Motivated by fears of Western encroachment and the potential threat to the Sevastopol base, Russia moved to secure its interests, using proxy forces within Ukraine backed by covert troops wearing unmarked uniforms to seize Crimea and establish a pro-Russian militant presence in Eastern Ukraine. By annexing Crimea, Russia ensured that its access to Sevastopol would remain unhindered, while also preventing the formation of a unified pro-western Ukraine by fueling a separatist movement in the country’s eastern regions. As expected, the West reacted with outrage to Russia’s aggressive actions, responding by imposing economic sanctions on Russia.
While the West hit Russia with a barrage of sanctions, Russia was soon faced with yet another problem, this time from the Middle East. In the spring of 2011, Russia’s most important ally in the region, the Syrian regime of Bashar Al-Assad, found itself under assault from a variety of rebel groups. By the summer of 2015, opposition groups such as the moderate Free Syrian army and the extremist forces of the Islamic State appeared to be gaining ground against Assad’s army. With Assad in dire straits, Russia once again took a military approach in dealing with the situation, beginning a substantial air campaign against the Syrian opposition forces in September, 2015.
Like the political crisis in Ukraine, the Syrian unrest threatened a number of core Russian interests. While Ukraine served as a buffer against the West in Europe, Assad’s regime serves as a buffer for Russia against Islamic extremism and U.S political influence in the Middle East. ISIS and other terrorist groups represent a significant threat to Moscow, particularly in the Russian Caucasus, home to a large population of discontented Muslims who could be radicalized and driven to launch terrorist attacks within Russia. The Caucasus has proven to be a lucrative recruiting ground for ISIS, as law enforcement officials estimate that there are at least 2000 militants fighting for ISIS who have come from the region.
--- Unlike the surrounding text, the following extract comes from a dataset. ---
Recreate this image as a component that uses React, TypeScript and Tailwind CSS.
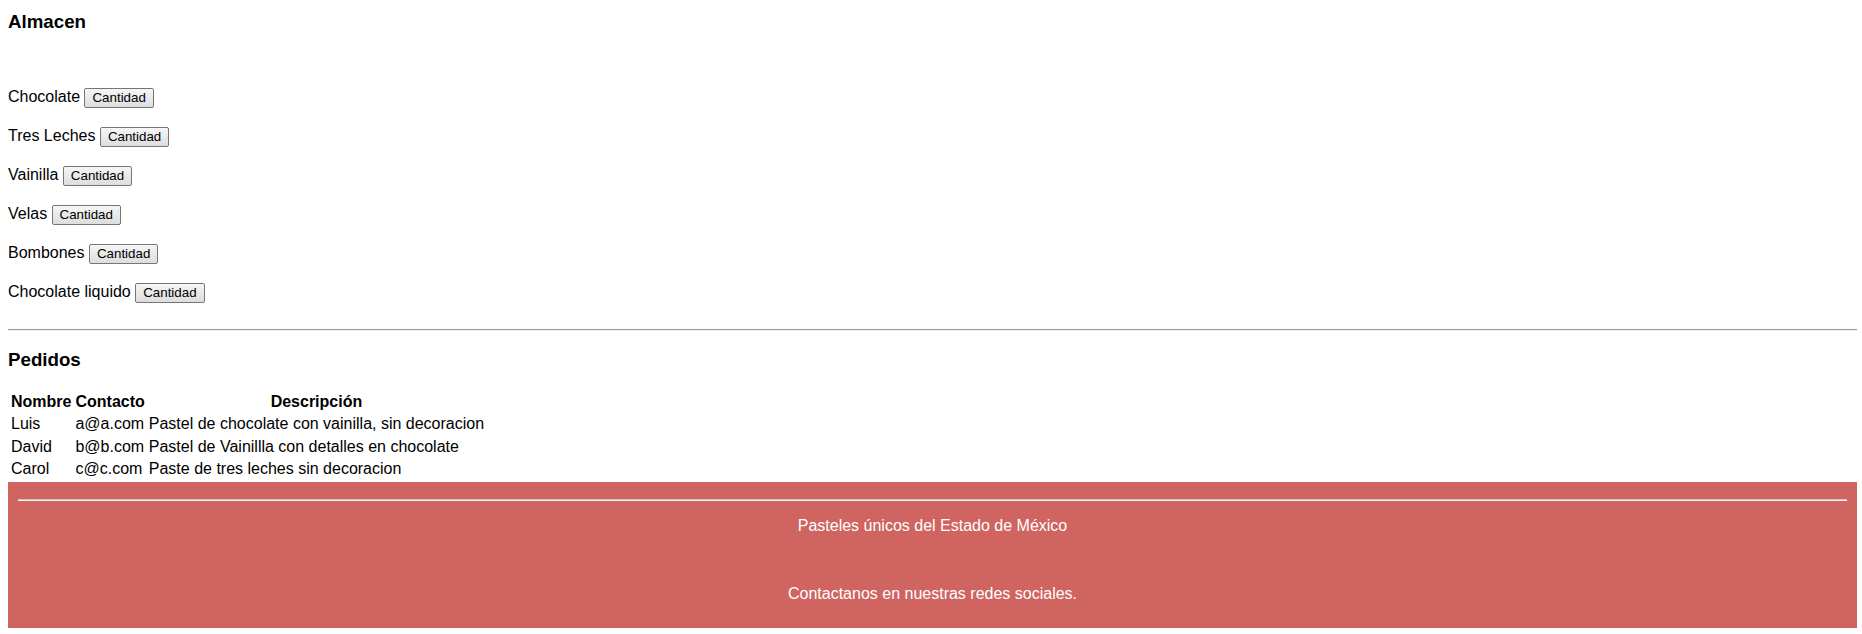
import React from "react";

const items = [
  "Chocolate",
  "Tres Leches",
  "Vainilla",
  "Velas",
  "Bombones",
  "Chocolate liquido",
];

const pedidos = [
  { nombre: "Luis", contacto: "a@a.com", desc: "Pastel de chocolate con vainilla, sin decoracion" },
  { nombre: "David", contacto: "b@b.com", desc: "Pastel de Vainillla con detalles en chocolate" },
  { nombre: "Carol", contacto: "c@c.com", desc: "Paste de tres leches sin decoracion" },
];

export default function App() {
  return (
    <div className="min-h-[634px] bg-white pl-[8px] pr-[5px] font-['Liberation_Sans',Arial,sans-serif] text-[16px] leading-[18.4px] text-black">
      <h3 className="mt-[11px] text-[18.72px] font-bold leading-[21.5px]">Almacen</h3>

      <div className="mt-[55.5px] flex flex-col gap-[16px]">
        {items.map((it) => (
          <div key={it} className="flex h-[23px] items-baseline gap-[4.45px]">
            <span>{it}</span>
            <button className="h-[20px] rounded-[2px] border border-[#767676] bg-linear-to-b from-[#f6f6f6] to-[#dddddd] px-[7px] text-[13.33px] leading-[16px] text-black">
              Cantidad
            </button>
          </div>
        ))}
      </div>

      <hr className="mt-[23px] h-0 border-0 border-t border-b border-t-[#9a9a9a] border-b-[#eeeeee]" />

      <h3 className="mt-[18px] text-[18.72px] font-bold leading-[21.5px]">Pedidos</h3>

      <table className="mt-[19.5px] border-separate border-spacing-[2px]">
        <thead>
          <tr>
            <th className="p-[1px] text-center font-bold">Nombre</th>
            <th className="p-[1px] text-center font-bold">Contacto</th>
            <th className="p-[1px] text-center font-bold">Descripción</th>
          </tr>
        </thead>
        <tbody>
          {pedidos.map((p) => (
            <tr key={p.nombre}>
              <td className="p-[1px]">{p.nombre}</td>
              <td className="p-[1px]">{p.contacto}</td>
              <td className="p-[1px]">{p.desc}</td>
            </tr>
          ))}
        </tbody>
      </table>

      <footer className="bg-[#cf6461] px-[10px] pt-[9px] pb-[25px] text-center text-white">
        <hr className="mt-[8px] h-0 border-0 border-t border-b border-t-[#c8c8c8] border-b-[#f4f4f4]" />
        <p className="mt-[16px]">Pasteles únicos del Estado de México</p>
        <p className="mt-[50px]">Contactanos en nuestras redes sociales.</p>
      </footer>
    </div>
  );
}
Within Russian borders, Islamic State is also steadily building up its own militant organization, specifically in the southern region of Dagestan, declaring the so-called Dagestan Governorate of the Islamic State in June while making daily threats promising a terror attack within the Russian heartland. ISIS has also become an even more pressing security issue for Russia after the recent downing of a Russian passenger aircraft over the Sinai, pushing Putin to take a more aggressive stance against the terrorist group. Along with ISIS, moderate U.S.-backed groups like the Free Syrian Army are also problematic for Moscow, as a FSA victory in the country would replace the friendly Assad regime with a ruling party aligned with the West and likely opposed to Russian interests in the Middle East.
Another motivating factor in Russia’s intervention is the protection of the Russian naval base in the Syrian port of Tarsus. Much like the base in Sevastopol, the Tarsus base is crucial for Russian power projection, as it serves as the Russian navy’s only repair and refueling station in the Mediterranean, allowing Russian ships to conduct operations in the region without having to make the long trip back to Sevastopol for maintenance.
However, perhaps the most important incentive driving Moscow’s activity in Syria is the potential to use the crisis as a means to pressure the West to accept the annexation of Crimea and remove economic sanctions on Russia. In the wake of the Paris attacks, the threat of ISIS and the chaos in the Middle East have become the dominant issues on the international agenda. By intervening decisively in the region, Moscow has taken a leadership role in the crisis, showing the world that it is more willing than the U.S. and other Western powers to do what is needed to solve the problem. With its large military presence in Syria, Russia ensures that any possible diplomatic and military solution will likely have to be done in concert with Moscow, forcing the West to work with the Putin regime.
Using its key role in the region as leverage, Russia will likely look to disrupt and perhaps even remove Western sanctions against its economy. After the events in Paris, U.S. and Ukrainian officials are concerned that the sanctions, which expire in late January next year, will not be extended by European leaders. The Paris attacks have provided an opening for Putin to take advantage of the fear of terrorism to trade increased aggression against ISIS in Syria for the removal of sanctions. Recently, French President François Hollande has indicated the need to work with Russia to form a coalition against ISIS, and spoke optimistically about the eventual end of sanctions. Capitalizing on France’s desire for an alliance, Putin has ordered his forces to coordinate airstrikes with Russia’s “French allies,” looking to cement military ties with Paris in the Middle East and erode European support for the renewal of sanctions.
In many ways, Russian activities in Ukraine and Syria share similar motivating factors. In the same way that the intervention in Ukraine was driven in large part by fear of Western political encroachment in Moscow’s sphere of influence, Russian aggression in Syria was also induced by the need to protect a key allied state in Assad’s Syria. Maintaining key naval assets is also a critical need for Russia, as ensuring the security of bases in Sevastopol and Tarsus is essential for it to retain its power projection capabilities in the Middle East and the Mediterranean. At the same time, Russia’s Syrian intervention is a response to the economic sanctions imposed by the West over the Ukraine crisis. By taking the lead in Syria and committing a large military force to combat extremism, Putin believes that he can compel Western countries to ease their sanctions in return for Russian assistance against Islamic State.
In sum, Russia’s global strategy is centered on aggressively countering threats to Russia’s political buffer states in Ukraine and Syria, while also maintaining Russia’s ability to project power abroad from its key naval facilities. Through his attempts to leverage Russia’s military role in the Middle East to force the West to work in concert with Moscow, Putin has shown that he recognizes Russia must reintegrate within the world community to spare its economy the ill effects of crippling sanctions.